Für Weishaupt die beste Möglichkeit, Abstand und Auszeit zu kombinieren. „Ich komme erst am 21. Dezember aus Saudi-Arabien zurück, da möchte ich niemanden gefährden, besonders nicht meinen Opa“, begründet er den Fakt, dass er die Feiertage nicht in Jettingen verbringen will. „Da ich mich ständig auf den Flughäfen rumtreibe, halte ich mich in diesem Jahr besser fern von meiner Familie. “
Dort hat sich die Aufregung über den verheerenden Großbrand im Sportstall von Vater Josef und Bruder Maximilian mittlerweile etwas gelegt. Im August hatte sich frisch geerntetes Stroh selbst entzündet und die Stallgebäude auf dem familieneigenen Anwesen komplett niedergebrannt. Ein Schock – auch für den weit entfernten Philipp in Riesenbeck. „Das Problem war, dass mir erst ein Video geschickt wurde, wie unser Stall in Flammen steht, und ich niemanden ans Telefon bekommen habe. Erst danach hat mich die Nachricht erreicht, dass niemandem – weder den Menschen noch den Pferden – etwas passiert ist. Das war schon minutenlang ein Schock“, berichtet Weishaupt. Seine Familie habe großes Glück gehabt, dass der Brand über die Mittagszeit ausgebrochen war, sodass viele Helfer, Pfleger und Reiter schnell zur Stelle waren und alle Tiere retten konnten. „Wenn das nachts passiert, bekommst du kein einziges Pferd mehr raus“, sagt Weishaupt, „wenn ein Lager mit Stroh für ein Jahr für hundert Pferde brennt, dann geht es schnell“. Doch dank großer Hilfe von verschiedensten Seiten konnten die Stallungen mittlerweile wieder aufgebaut werden.

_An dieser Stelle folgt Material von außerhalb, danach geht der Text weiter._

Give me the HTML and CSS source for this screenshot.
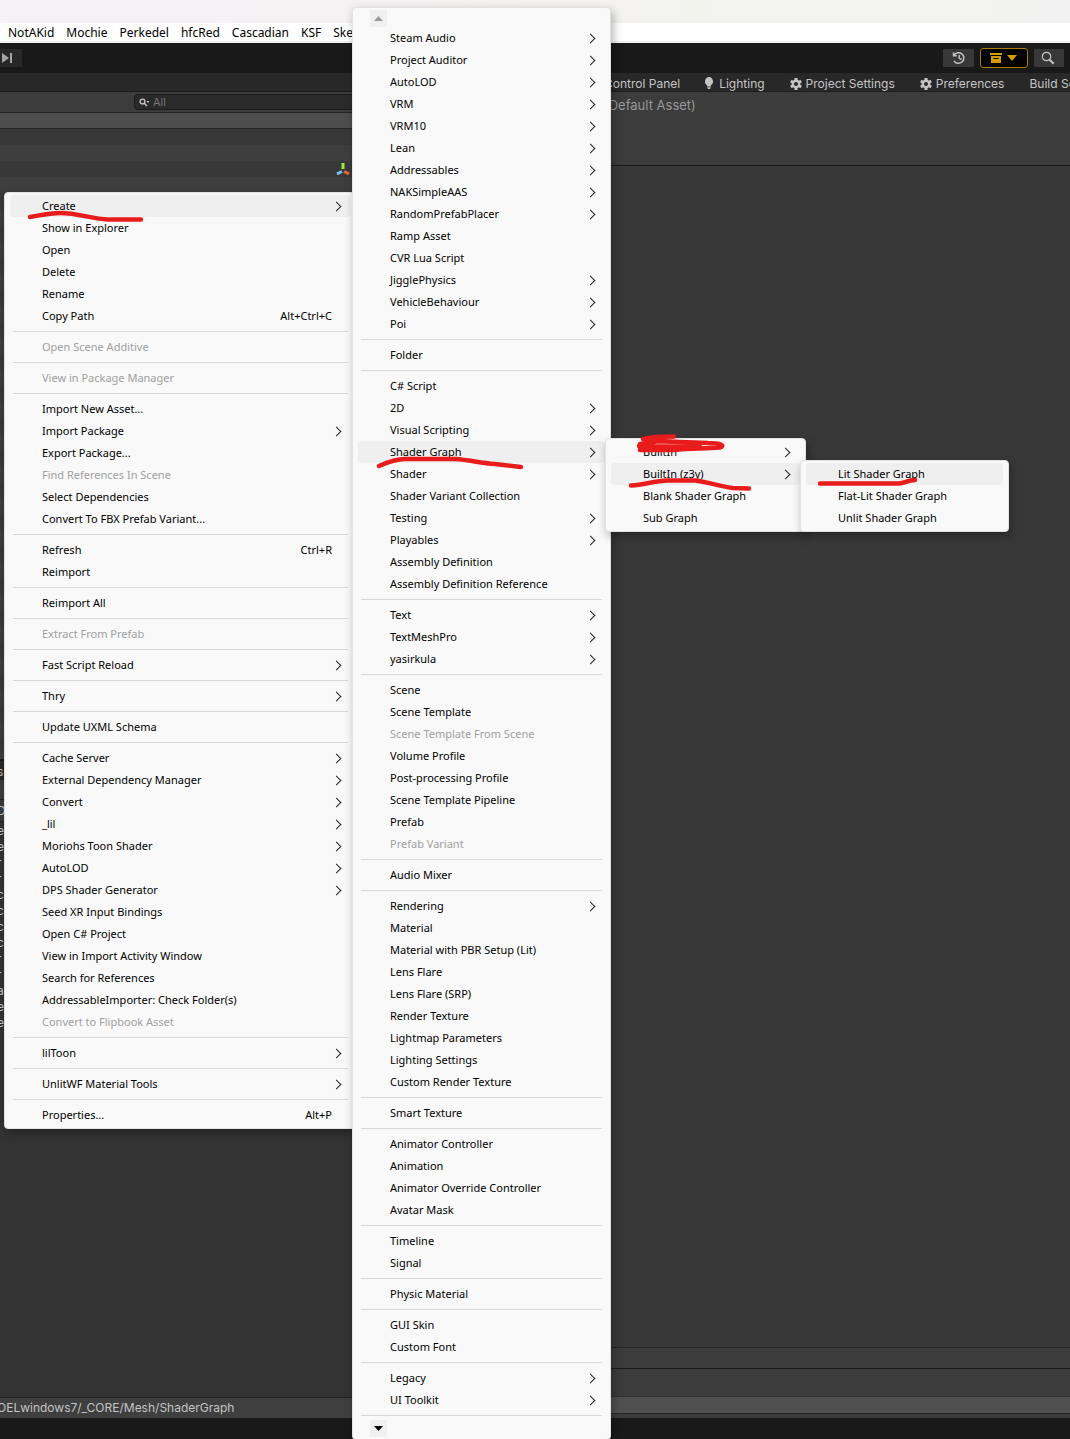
FILE: index.html
```html
<!DOCTYPE html>
<html lang="en">
<head>
<meta charset="utf-8">
<title>ShaderGraph - Unity Editor</title>
<link rel="stylesheet" href="styles.css">
</head>
<body>
<div class="editor">
  <div class="titlebar"></div>
  <nav class="menubar">
    <button>NotAKid</button><button>Mochie</button><button>Perkedel</button><button>hfcRed</button><button>Cascadian</button><button>KSF</button><button>Sket</button>
  </nav>
  <div class="toolbar">
    <button class="tool step" aria-label="Step"><svg width="12" height="12" viewBox="0 0 12 12"><path d="M1 1l7 5-7 5zM9 1h2v10H9z" fill="#a5a5a5"/></svg></button>
    <button class="tool history" aria-label="Undo history"><svg width="14" height="14" viewBox="0 0 14 14" fill="none" stroke="#c4c4c4" stroke-width="1.5"><path d="M2 4.2A5.3 5.3 0 1 1 2 9.8M1.5 1.5v3.3h3.3M7.3 4v3.4l2.3 1.2"/></svg></button>
    <button class="tool archive" aria-label="Package"><svg width="28" height="12" viewBox="0 0 28 12" fill="#d09c00"><path d="M0 1h12v2H0zM1 4h10v7H1z"/><path d="M3.5 6.5h5" stroke="#000"/><path d="M17 3h10l-5 6z"/></svg></button>
    <button class="tool find" aria-label="Search"><svg width="14" height="14" viewBox="0 0 14 14" fill="none" stroke="#c4c4c4"><circle cx="5.5" cy="5.5" r="4.2" stroke-width="1.2"/><path d="M8.7 8.7l4 4" stroke-width="2"/></svg></button>
  </div>
  <main class="workspace">
    <section class="left">
      <div class="hierarchy">
        <div class="strip"></div>
        <div class="searchbar">
          <label class="search"><svg width="11" height="9" viewBox="0 0 11 9" fill="none" stroke="#c4c4c4"><circle cx="3.5" cy="3.5" r="2.4" stroke-width="1.4"/><path d="M5.3 5.3L8 8" stroke-width="1.5"/><path d="M7.5 3h3L9 5z" fill="#c4c4c4" stroke="none"/></svg><input type="text" placeholder="All" aria-label="Search hierarchy"></label>
        </div>
        <div class="scene-row"></div>
        <div class="tree">
          <svg class="gizmo" width="14" height="14" viewBox="0 0 14 14" fill="none" stroke-width="3"><path d="M7 0v6" stroke="#9be84b"/><path d="M6 8.500l-5 2.300" stroke="#6fc6f0"/><path d="M8 8.500l5 2.300" stroke="#f0643a"/></svg>
        </div>
      </div>
      <div class="project">
        <div class="project-tab">s</div>
        <div class="project-tools"></div>
        <div class="project-head">D</div>
        <ul class="files"><li>e</li><li>e</li><li>r</li><li>r</li><li>c</li><li>c</li><li>c</li><li>c</li><li>r</li><li>r</li><li>a</li><li>es</li><li>es</li></ul>
        <div class="path">OELwindows7/_CORE/Mesh/ShaderGraph</div>
      </div>
    </section>
    <section class="right">
      <div class="tabs">
        <a href="#" class="control">Control Panel</a>
        <a href="#" class="lighting"><svg width="10" height="13" viewBox="0 0 10 13" fill="#c4c4c4"><path d="M5 0a4.500 4.500 0 0 1 2 8.200V9.500h-4V8.200A4.500 4.500 0 0 1 5 0zM3 10.300h4L6 12H4z"/></svg>Lighting</a>
        <a href="#" class="settings"><svg width="12" height="12" viewBox="-6 -6 12 12"><g fill="#c4c4c4"><path d="M-1.500-6h3v12h-3z"/><path d="M-1.500-6h3v12h-3z" transform="rotate(60)"/><path d="M-1.500-6h3v12h-3z" transform="rotate(120)"/><circle r="4.400"/></g><circle r="2" fill="#282828"/></svg>Project Settings</a>
        <a href="#" class="prefs"><svg width="12" height="12" viewBox="-6 -6 12 12"><g fill="#c4c4c4"><path d="M-1.500-6h3v12h-3z"/><path d="M-1.500-6h3v12h-3z" transform="rotate(60)"/><path d="M-1.500-6h3v12h-3z" transform="rotate(120)"/><circle r="4.400"/></g><circle r="2" fill="#282828"/></svg>Preferences</a>
        <a href="#" class="build">Build Settings</a>
      </div>
      <div class="asset-head">(Default Asset)</div>
      <div class="inspector"></div>
      <div class="asset-labels"></div>
      <div class="preview"></div>
      <div class="bundle"></div>
      <div class="edge"></div>
    </section>
  </main>
  <footer class="statusbar"></footer>
</div>

<ul class="menu context" role="menu">
  <li><button class="sub on">Create</button></li>
  <li><button>Show in Explorer</button></li>
  <li><button>Open</button></li>
  <li><button>Delete</button></li>
  <li><button>Rename</button></li>
  <li><button>Copy Path<kbd>Alt+Ctrl+C</kbd></button></li>
  <li class="sep"></li>
  <li><button disabled>Open Scene Additive</button></li>
  <li class="sep"></li>
  <li><button disabled>View in Package Manager</button></li>
  <li class="sep"></li>
  <li><button>Import New Asset...</button></li>
  <li><button class="sub">Import Package</button></li>
  <li><button>Export Package...</button></li>
  <li><button disabled>Find References In Scene</button></li>
  <li><button>Select Dependencies</button></li>
  <li><button>Convert To FBX Prefab Variant...</button></li>
  <li class="sep"></li>
  <li><button>Refresh<kbd>Ctrl+R</kbd></button></li>
  <li><button>Reimport</button></li>
  <li class="sep"></li>
  <li><button>Reimport All</button></li>
  <li class="sep"></li>
  <li><button disabled>Extract From Prefab</button></li>
  <li class="sep"></li>
  <li><button class="sub">Fast Script Reload</button></li>
  <li class="sep"></li>
  <li><button class="sub">Thry</button></li>
  <li class="sep"></li>
  <li><button>Update UXML Schema</button></li>
  <li class="sep"></li>
  <li><button class="sub">Cache Server</button></li>
  <li><button class="sub">External Dependency Manager</button></li>
  <li><button class="sub">Convert</button></li>
  <li><button class="sub">_lil</button></li>
  <li><button class="sub">Moriohs Toon Shader</button></li>
  <li><button class="sub">AutoLOD</button></li>
  <li><button class="sub">DPS Shader Generator</button></li>
  <li><button>Seed XR Input Bindings</button></li>
  <li><button>Open C# Project</button></li>
  <li><button>View in Import Activity Window</button></li>
  <li><button>Search for References</button></li>
  <li><button>AddressableImporter: Check Folder(s)</button></li>
  <li><button disabled>Convert to Flipbook Asset</button></li>
  <li class="sep"></li>
  <li><button class="sub">lilToon</button></li>
  <li class="sep"></li>
  <li><button class="sub">UnlitWF Material Tools</button></li>
  <li class="sep"></li>
  <li><button>Properties...<kbd>Alt+P</kbd></button></li>
</ul>

<ul class="menu create" role="menu">
  <li class="scroll"><button class="arrow" aria-label="Scroll up"><svg width="9" height="5" viewBox="0 0 9 5"><path d="M0 5l4.500-5L9 5z" fill="#999"/></svg></button></li>
  <li><button class="sub">Steam Audio</button></li>
  <li><button class="sub">Project Auditor</button></li>
  <li><button class="sub">AutoLOD</button></li>
  <li><button class="sub">VRM</button></li>
  <li><button class="sub">VRM10</button></li>
  <li><button class="sub">Lean</button></li>
  <li><button class="sub">Addressables</button></li>
  <li><button class="sub">NAKSimpleAAS</button></li>
  <li><button class="sub">RandomPrefabPlacer</button></li>
  <li><button>Ramp Asset</button></li>
  <li><button>CVR Lua Script</button></li>
  <li><button class="sub">JigglePhysics</button></li>
  <li><button class="sub">VehicleBehaviour</button></li>
  <li><button class="sub">Poi</button></li>
  <li class="sep"></li>
  <li><button>Folder</button></li>
  <li class="sep"></li>
  <li><button>C# Script</button></li>
  <li><button class="sub">2D</button></li>
  <li><button class="sub">Visual Scripting</button></li>
  <li><button class="sub on">Shader Graph</button></li>
  <li><button class="sub">Shader</button></li>
  <li><button>Shader Variant Collection</button></li>
  <li><button class="sub">Testing</button></li>
  <li><button class="sub">Playables</button></li>
  <li><button>Assembly Definition</button></li>
  <li><button>Assembly Definition Reference</button></li>
  <li class="sep"></li>
  <li><button class="sub">Text</button></li>
  <li><button class="sub">TextMeshPro</button></li>
  <li><button class="sub">yasirkula</button></li>
  <li class="sep"></li>
  <li><button>Scene</button></li>
  <li><button>Scene Template</button></li>
  <li><button disabled>Scene Template From Scene</button></li>
  <li><button>Volume Profile</button></li>
  <li><button>Post-processing Profile</button></li>
  <li><button>Scene Template Pipeline</button></li>
  <li><button>Prefab</button></li>
  <li><button disabled>Prefab Variant</button></li>
  <li class="sep"></li>
  <li><button>Audio Mixer</button></li>
  <li class="sep"></li>
  <li><button class="sub">Rendering</button></li>
  <li><button>Material</button></li>
  <li><button>Material with PBR Setup (Lit)</button></li>
  <li><button>Lens Flare</button></li>
  <li><button>Lens Flare (SRP)</button></li>
  <li><button>Render Texture</button></li>
  <li><button>Lightmap Parameters</button></li>
  <li><button>Lighting Settings</button></li>
  <li><button>Custom Render Texture</button></li>
  <li class="sep"></li>
  <li><button>Smart Texture</button></li>
  <li class="sep"></li>
  <li><button>Animator Controller</button></li>
  <li><button>Animation</button></li>
  <li><button>Animator Override Controller</button></li>
  <li><button>Avatar Mask</button></li>
  <li class="sep"></li>
  <li><button>Timeline</button></li>
  <li><button>Signal</button></li>
  <li class="sep"></li>
  <li><button>Physic Material</button></li>
  <li class="sep"></li>
  <li><button>GUI Skin</button></li>
  <li><button>Custom Font</button></li>
  <li class="sep"></li>
  <li><button class="sub">Legacy</button></li>
  <li><button class="sub">UI Toolkit</button></li>
  <li class="sep"></li>
  <li class="scroll"><button class="arrow" aria-label="Scroll down"><svg width="9" height="5" viewBox="0 0 9 5"><path d="M0 0l4.500 5L9 0z" fill="#000"/></svg></button></li>
</ul>

<ul class="menu graph" role="menu">
  <li><button class="sub">BuiltIn</button></li>
  <li><button class="sub on">BuiltIn (z3y)</button></li>
  <li><button>Blank Shader Graph</button></li>
  <li><button>Sub Graph</button></li>
</ul>

<ul class="menu lit" role="menu">
  <li><button class="on">Lit Shader Graph</button></li>
  <li><button>Flat-Lit Shader Graph</button></li>
  <li><button>Unlit Shader Graph</button></li>
</ul>

<svg class="ink" width="1070" height="600" viewBox="0 0 1070 600" fill="none" stroke="#e81c1c" stroke-width="4.500" stroke-linecap="round" stroke-linejoin="round">
  <path d="M30 217C42 215 50 213 60 213C78 213 92 219 108 219.500L141 219.500"/>
  <path d="M379 466C388 462 396 459 405 459L455 459C470 460 480 463 495 464L521 467"/>
  <path d="M631 485.500C645 485 653 481 668 480.500L695 480.500C709 482 722 487 733 488L749 488.500"/>
  <path d="M820 483.500L899 483.500C905 483 908 480 915 480"/>
  <path d="M643 439L655 437L674 436.500M640 444L660 441L680 442L708 443C722 443 725 446 720 447.500C705 449 690 448 675 450L640 450M639 446L700 447M640 448L690 448M650 441L680 442"/>
</svg>
</body>
</html>
```
FILE: styles.css
```css
* { box-sizing: border-box; }
body { margin: 0; position: relative; overflow: hidden; background: #191919; font: 12px/16px Inter, sans-serif; color: #c4c4c4; }
ul { list-style: none; margin: 0; padding: 0; }
button { font: inherit; color: inherit; border: 0; background: none; padding: 0; }
svg { flex: none; display: block; }
a { color: inherit; text-decoration: none; }

.editor { min-height: 100vh; display: flex; flex-direction: column; }
.titlebar { height: 23px; background: linear-gradient(90deg, #f6f0f7, #f3f3ee 65%, #f2f2f2); }
.menubar { height: 20px; background: #fff; border-bottom: 2px solid #f0f0f0; color: #000; font: 12px/20px "Noto Sans", sans-serif; display: flex; gap: 12px; padding-left: 8px; }
.toolbar { height: 30px; background: #191919; display: flex; align-items: center; }
.tool { height: 18px; background: #383838; display: flex; align-items: center; justify-content: center; }
.step { width: 22px; padding-right: 8px; background: #282828; }
.history { width: 31px; margin-left: auto; margin-right: 6px; }
.archive { width: 48px; height: 20px; background: #000; border: 1px solid #a87d00; border-radius: 3px; margin-right: 6px; }
.find { width: 30px; padding-right: 2px; margin-right: 6px; }

.workspace { flex: 1; display: grid; grid-template-columns: 590px 1fr; }
.left { display: grid; grid-template-rows: 51fr 49fr; background: #333; }
.hierarchy, .project, .right { display: flex; flex-direction: column; min-width: 0; }
.strip { height: 19px; background: #282828; border-bottom: 1px solid #1b1b1b; }
.searchbar { height: 21px; background: #3c3c3c; border-bottom: 1px solid #232323; padding: 2px 0 2px 134px; }
.search { display: flex; align-items: center; gap: 3px; height: 16px; padding-left: 4px; background: #2a2a2a; border: 1px solid #1c1c1c; border-radius: 4px; }
.search input { flex: 1; min-width: 0; height: 14px; padding: 0; border: 0; background: none; color: #c4c4c4; font: 11px/14px Inter, sans-serif; }
.search input::placeholder { color: #757575; }
.scene-row { height: 16px; background: #4d4d4d; border-bottom: 1px solid #232323; }
.tree { flex: 1; padding: 34px 0 0 336px; background: repeating-linear-gradient(#383838 0 16px, #3e3e3e 16px 32px); }
.project { text-indent: -3px; }
.project-tab { height: 21px; padding-top: 3px; background: #282828; border-top: 2px solid #191919; }
.project-tools { height: 20px; background: #3c3c3c; border-bottom: 1px solid #232323; }
.project-head { height: 22px; padding-top: 3px; background: #3c3c3c; border-bottom: 1px solid #282828; }
.files { flex: 1; padding-top: 1px; }
.files li { height: 16px; }
.path { height: 21px; background: #3f3f3f; border-top: 1px solid #232323; line-height: 20px; }

.tabs { display: flex; height: 19px; padding: 3px 0 0 14px; background: #282828; border-bottom: 1px solid #1f1f1f; line-height: 16px; white-space: nowrap; overflow: hidden; }
.tabs a { display: flex; flex: none; align-items: center; gap: 4px; }
.tabs .lighting { margin-left: 24px; gap: 5px; }
.tabs .settings, .tabs .prefs { margin-left: 25px; }
.tabs .build { margin-left: 25px; }
.asset-head { height: 74px; padding: 5px 0 0 14px; background: #3c3c3c; border-bottom: 1px solid #191919; color: #989898; font-size: 13px; }
.inspector { flex: 1; background: #383838; }
.asset-labels { height: 22px; background: #3c3c3c; border-top: 1px solid #232323; border-bottom: 1px solid #191919; }
.preview { height: 27px; background: #3c3c3c; }
.bundle { height: 18px; background: #505050; border-top: 1px solid #303030; border-bottom: 1px solid #232323; }
.edge { height: 4px; background: #3c3c3c; }
.statusbar { height: 21px; background: #191919; }

.menu { position: absolute; padding: 2px 5px; background: #f9f9f9; border: 1px solid #e2e2e2; border-radius: 4px; box-shadow: 2px 4px 10px rgba(0, 0, 0, .3); color: #000; font: 11px/22px "Noto Sans", sans-serif; }
.menu button { position: relative; display: flex; align-items: center; width: 100%; height: 22px; padding: 0 19px 0 32px; border-radius: 4px; text-align: left; white-space: nowrap; }
.menu button:disabled { color: #a0a0a0; }
.menu .on { background: #efefef; }
.menu kbd { margin-left: auto; font: inherit; }
.menu .sub::after { content: ""; width: 6px; height: 6px; margin-left: auto; margin-right: -8px; border: solid #222; border-width: 1px 1px 0 0; transform: rotate(45deg); }
.menu .sep { height: 1px; margin: 4px 3px; background: #d8d8d8; }
.menu .scroll { height: 17px; padding-left: 12px; }
.menu .arrow { width: 17px; height: 17px; padding: 0; border-radius: 0; justify-content: center; background: #f0f0f0; }
.context { left: 4px; top: 192px; width: 353px; }
.create { left: 352px; top: 7px; width: 259px; }
.graph { left: 605px; top: 438px; width: 201px; }
.lit { left: 800px; top: 460px; width: 209px; }
.ink { position: absolute; left: 0; top: 0; pointer-events: none; }
```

Für das neue Jahr hofft Philipp Weishaupt darauf, dass die internationale Turnierszene zumindest ab dem Frühjahr halbwegs wieder in Schwung kommt. Dass einige Zuschauer zugelassen werden und Sponsoren sich präsentieren können. Denn Corona hat auch im Pferdesport für massive Einbrüche gesorgt. „Wir leben vom Preisgeld und vom Pferdeverkauf. Doch die Mexikaner, Araber und Amerikaner kamen in diesem Jahr nicht. Und die Pferde verlieren jedes Jahr an Wert“, schildert er die Situation. Kurzarbeit beim Personal sei nicht möglich. Pferde müssten schließlich immer versorgt und bewegt werden. Weishaupt will nicht schwarz sehen, trotzdem „sollte es bald weitergehen. Sonst wird es für alle knapp“.